Sao Paulo’s Federal Prosecution has opened a process to determine the alleged responsibility of four retired military personnel accused of involvement in six killings and torturing 20 people among which president-elect Dilma Rousseff.
In a brief release the prosecution office gave the name of the four military and a captain from the Sao Paulo military police, who allegedly participated of the Bandeirante Operaion under orders from the Second Army between 1969 and 1970, at the peak of the military dictatorship (1964/1985) repression against the political opposition to the regime.
Apparently the accused, as part of the Bandeirante Operation are responsible for the murder of six people among which dissident Virgilio Gomes da Silva who was considered the leader of the armed group that kidnapped during two days the United States ambassador in Brazil, Charles Burke Elbrick in September 1969.
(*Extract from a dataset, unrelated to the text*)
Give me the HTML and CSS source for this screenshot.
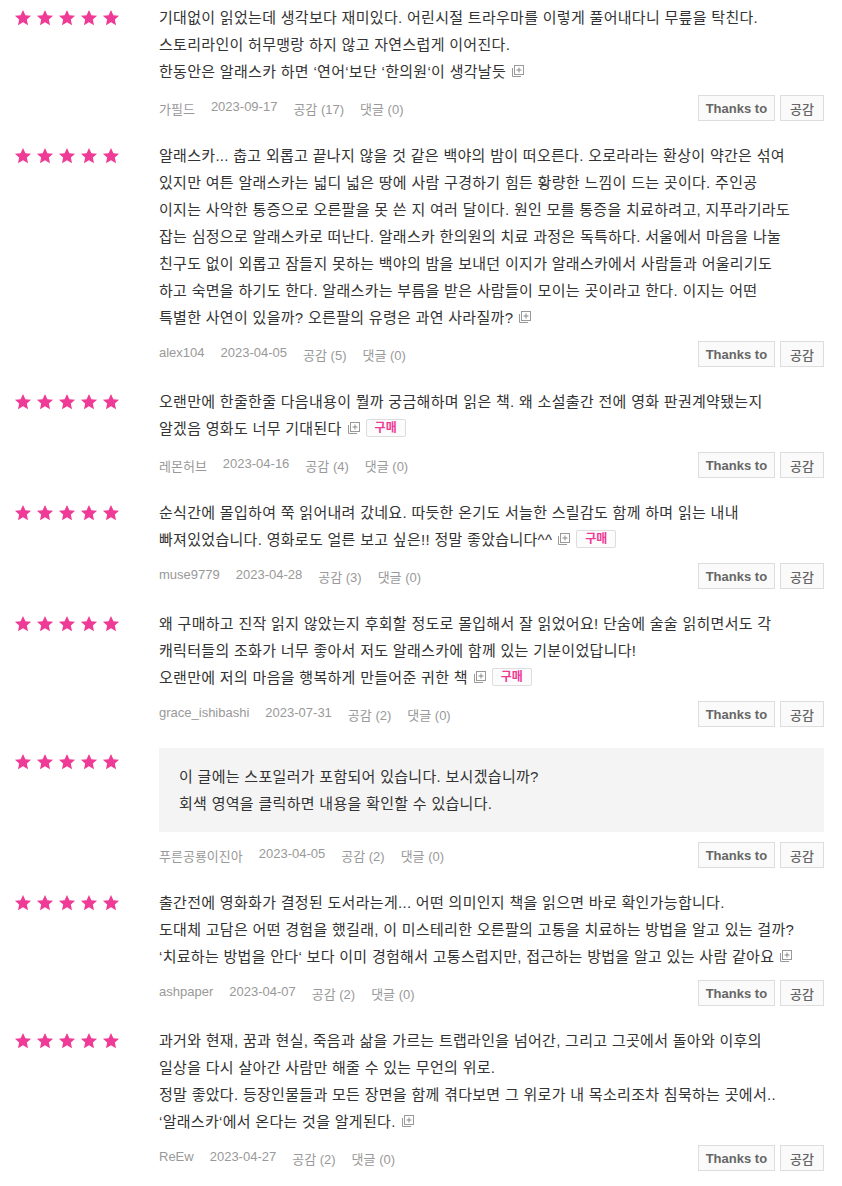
FILE: index.html
```html
<!DOCTYPE html>
<html lang="ko">
<head>
<meta charset="utf-8">
<title>리뷰</title>
<link rel="stylesheet" href="styles.css">
</head>
<body>
<svg width="0" height="0" class="defs">
  <defs>
    <symbol id="star" viewBox="0 0 24 24"><path d="M12 1.2l3.2 7 7.6.8-5.7 5.1 1.6 7.5L12 17.7l-6.7 3.9 1.6-7.5L1.2 9l7.6-.8z"/></symbol>
    <symbol id="more" viewBox="0 0 13 13"><rect x="3.5" y="0.5" width="9" height="9" fill="#fff" stroke="#999"/><path d="M8 2.5v5M5.5 5h5" stroke="#888"/><path d="M1.5 3v8.5H10" fill="none" stroke="#999"/></symbol>
  </defs>
</svg>
<div class="list">

  <div class="review">
    <div class="stars"><svg><use href="#star"/></svg><svg><use href="#star"/></svg><svg><use href="#star"/></svg><svg><use href="#star"/></svg><svg><use href="#star"/></svg></div>
    <div class="body">
      <p class="text">기대없이 읽었는데 생각보다 재미있다. 어린시절 트라우마를 이렇게 풀어내다니 무릎을 탁친다.<br>스토리라인이 허무맹랑 하지 않고 자연스럽게 이어진다.<br>한동안은 알래스카 하면 ‘연어‘보단 ‘한의원‘이 생각날듯<svg class="more"><use href="#more"/></svg></p>
      <div class="meta"><div class="info"><span>가필드</span><span>2023-09-17</span><span>공감 (17)</span><span>댓글 (0)</span></div><div class="btns"><button class="btn">Thanks to</button><button class="btn btn-ko">공감</button></div></div>
    </div>
  </div>

  <div class="review">
    <div class="stars"><svg><use href="#star"/></svg><svg><use href="#star"/></svg><svg><use href="#star"/></svg><svg><use href="#star"/></svg><svg><use href="#star"/></svg></div>
    <div class="body">
      <p class="text">알래스카... 춥고 외롭고 끝나지 않을 것 같은 백야의 밤이 떠오른다. 오로라라는 환상이 약간은 섞여<br>있지만 여튼 알래스카는 넓디 넓은 땅에 사람 구경하기 힘든 황량한 느낌이 드는 곳이다. 주인공<br>이지는 사악한 통증으로 오른팔을 못 쓴 지 여러 달이다. 원인 모를 통증을 치료하려고, 지푸라기라도<br>잡는 심정으로 알래스카로 떠난다. 알래스카 한의원의 치료 과정은 독특하다. 서울에서 마음을 나눌<br>친구도 없이 외롭고 잠들지 못하는 백야의 밤을 보내던 이지가 알래스카에서 사람들과 어울리기도<br>하고 숙면을 하기도 한다. 알래스카는 부름을 받은 사람들이 모이는 곳이라고 한다. 이지는 어떤<br>특별한 사연이 있을까? 오른팔의 유령은 과연 사라질까?<svg class="more"><use href="#more"/></svg></p>
      <div class="meta"><div class="info"><span>alex104</span><span>2023-04-05</span><span>공감 (5)</span><span>댓글 (0)</span></div><div class="btns"><button class="btn">Thanks to</button><button class="btn btn-ko">공감</button></div></div>
    </div>
  </div>

  <div class="review">
    <div class="stars"><svg><use href="#star"/></svg><svg><use href="#star"/></svg><svg><use href="#star"/></svg><svg><use href="#star"/></svg><svg><use href="#star"/></svg></div>
    <div class="body">
      <p class="text">오랜만에 한줄한줄 다음내용이 뭘까 궁금해하며 읽은 책. 왜 소설출간 전에 영화 판권계약됐는지<br>알겠음 영화도 너무 기대된다<svg class="more"><use href="#more"/></svg><span class="badge">구매</span></p>
      <div class="meta"><div class="info"><span>레몬허브</span><span>2023-04-16</span><span>공감 (4)</span><span>댓글 (0)</span></div><div class="btns"><button class="btn">Thanks to</button><button class="btn btn-ko">공감</button></div></div>
    </div>
  </div>

  <div class="review">
    <div class="stars"><svg><use href="#star"/></svg><svg><use href="#star"/></svg><svg><use href="#star"/></svg><svg><use href="#star"/></svg><svg><use href="#star"/></svg></div>
    <div class="body">
      <p class="text">순식간에 몰입하여 쭉 읽어내려 갔네요. 따듯한 온기도 서늘한 스릴감도 함께 하며 읽는 내내<br>빠져있었습니다. 영화로도 얼른 보고 싶은!! 정말 좋았습니다^^<svg class="more"><use href="#more"/></svg><span class="badge">구매</span></p>
      <div class="meta"><div class="info"><span>muse9779</span><span>2023-04-28</span><span>공감 (3)</span><span>댓글 (0)</span></div><div class="btns"><button class="btn">Thanks to</button><button class="btn btn-ko">공감</button></div></div>
    </div>
  </div>

  <div class="review">
    <div class="stars"><svg><use href="#star"/></svg><svg><use href="#star"/></svg><svg><use href="#star"/></svg><svg><use href="#star"/></svg><svg><use href="#star"/></svg></div>
    <div class="body">
      <p class="text">왜 구매하고 진작 읽지 않았는지 후회할 정도로 몰입해서 잘 읽었어요! 단숨에 술술 읽히면서도 각<br>캐릭터들의 조화가 너무 좋아서 저도 알래스카에 함께 있는 기분이었답니다!<br>오랜만에 저의 마음을 행복하게 만들어준 귀한 책<svg class="more"><use href="#more"/></svg><span class="badge">구매</span></p>
      <div class="meta"><div class="info"><span>grace_ishibashi</span><span>2023-07-31</span><span>공감 (2)</span><span>댓글 (0)</span></div><div class="btns"><button class="btn">Thanks to</button><button class="btn btn-ko">공감</button></div></div>
    </div>
  </div>

  <div class="review">
    <div class="stars"><svg><use href="#star"/></svg><svg><use href="#star"/></svg><svg><use href="#star"/></svg><svg><use href="#star"/></svg><svg><use href="#star"/></svg></div>
    <div class="body">
      <div class="spoiler">이 글에는 스포일러가 포함되어 있습니다. 보시겠습니까?<br>회색 영역을 클릭하면 내용을 확인할 수 있습니다.</div>
      <div class="meta"><div class="info"><span>푸른공룡이진아</span><span>2023-04-05</span><span>공감 (2)</span><span>댓글 (0)</span></div><div class="btns"><button class="btn">Thanks to</button><button class="btn btn-ko">공감</button></div></div>
    </div>
  </div>

  <div class="review">
    <div class="stars"><svg><use href="#star"/></svg><svg><use href="#star"/></svg><svg><use href="#star"/></svg><svg><use href="#star"/></svg><svg><use href="#star"/></svg></div>
    <div class="body">
      <p class="text">출간전에 영화화가 결정된 도서라는게... 어떤 의미인지 책을 읽으면 바로 확인가능합니다.<br>도대체 고담은 어떤 경험을 했길래, 이 미스테리한 오른팔의 고통을 치료하는 방법을 알고 있는 걸까?<br>‘치료하는 방법을 안다‘ 보다 이미 경험해서 고통스럽지만, 접근하는 방법을 알고 있는 사람 같아요<svg class="more"><use href="#more"/></svg></p>
      <div class="meta"><div class="info"><span>ashpaper</span><span>2023-04-07</span><span>공감 (2)</span><span>댓글 (0)</span></div><div class="btns"><button class="btn">Thanks to</button><button class="btn btn-ko">공감</button></div></div>
    </div>
  </div>

  <div class="review">
    <div class="stars"><svg><use href="#star"/></svg><svg><use href="#star"/></svg><svg><use href="#star"/></svg><svg><use href="#star"/></svg><svg><use href="#star"/></svg></div>
    <div class="body">
      <p class="text">과거와 현재, 꿈과 현실, 죽음과 삶을 가르는 트랩라인을 넘어간, 그리고 그곳에서 돌아와 이후의<br>일상을 다시 살아간 사람만 해줄 수 있는 무언의 위로.<br>정말 좋았다. 등장인물들과 모든 장면을 함께 겪다보면 그 위로가 내 목소리조차 침묵하는 곳에서..<br>‘알래스카‘에서 온다는 것을 알게된다.<svg class="more"><use href="#more"/></svg></p>
      <div class="meta"><div class="info"><span>ReEw</span><span>2023-04-27</span><span>공감 (2)</span><span>댓글 (0)</span></div><div class="btns"><button class="btn">Thanks to</button><button class="btn btn-ko">공감</button></div></div>
    </div>
  </div>

</div>
</body>
</html>
```

FILE: styles.css
```css
html, body {
  margin: 0;
  padding: 0;
  background: #fff;
}
body {
  font-family: "Liberation Sans", "Noto Sans CJK KR", sans-serif;
  color: #333;
}
.defs {
  position: absolute;
  width: 0;
  height: 0;
}
.list {
  width: 810px;
  padding-left: 14px;
}
.review {
  display: flex;
  padding: 4px 0 17px;
}
.stars {
  width: 145px;
  flex: none;
  display: flex;
  gap: 4px;
  padding-top: 5px;
  height: 18px;
}
.stars svg {
  width: 18px;
  height: 18px;
  fill: #ef3b96;
}
.body {
  flex: 1;
  min-width: 0;
}
.text {
  margin: 0;
  font-size: 15px;
  line-height: 27px;
  letter-spacing: 0.3px;
  color: #333;
  white-space: nowrap;
}
.more {
  width: 13px;
  height: 13px;
  margin-left: 5px;
  vertical-align: -1px;
}
.badge {
  display: inline-block;
  vertical-align: top;
  margin-top: 4px;
  margin-left: 6px;
  height: 16px;
  line-height: 16px;
  padding: 0 8px;
  border: 1px solid #ddd;
  border-radius: 2px;
  background: #fcfcfc;
  color: #ef3b96;
  font-size: 12px;
  font-weight: bold;
  letter-spacing: 0;
}
.spoiler {
  background: #f4f4f4;
  padding: 15px 20px 15px;
  font-size: 15px;
  line-height: 27px;
  letter-spacing: 0.3px;
  color: #333;
}
.meta {
  display: flex;
  justify-content: space-between;
  align-items: center;
  margin-top: 10px;
  height: 26px;
}
.info {
  display: flex;
  gap: 16px;
  font-size: 13px;
  color: #999;
  padding-top: 1px;
}
.btns {
  display: flex;
  gap: 5px;
}
.btn {
  height: 26px;
  padding: 0 7px;
  border: 1px solid #ddd;
  background: #fafafa;
  color: #666;
  font-family: "Liberation Sans", "Noto Sans CJK KR", sans-serif;
  font-size: 13px;
  font-weight: bold;
  margin: 0;
  cursor: pointer;
}
.btn-ko {
  font-weight: 500;
  padding: 0 9px;
}
```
Among the torture victims mentioned in the process figures Dilma Rousseff who at the time was arrested for over two years in connection with the armed groups resisting the military dictatorship`.
President-elect Rousseff has admitted having belonged to different clandestine organizations such as the National Liberation Command, (Colina), Palmares Armed Revolutionary Vanguard (VAR-Palmares) and the Workers Policies (Polop). However she points out that she was never involved in any armed action.
The Prosecution office revealed that Bandeirantes Operation helped the Brazilian military to test the effective unification under an only command all repression tasks and torture of dissidents, which until that moment had been split among different Army and Military Police organizations.
The operation considered successful gave birth to the Domestic Defence Centres special information operation units, which centralized all repression operations beginning 1970 until the return of democracy in 1985.
If the military are finally proven guilty they could loose their pensions and would have to pay compensations and contribute to the fund that helps finance the dictatorship victims’ next of kin.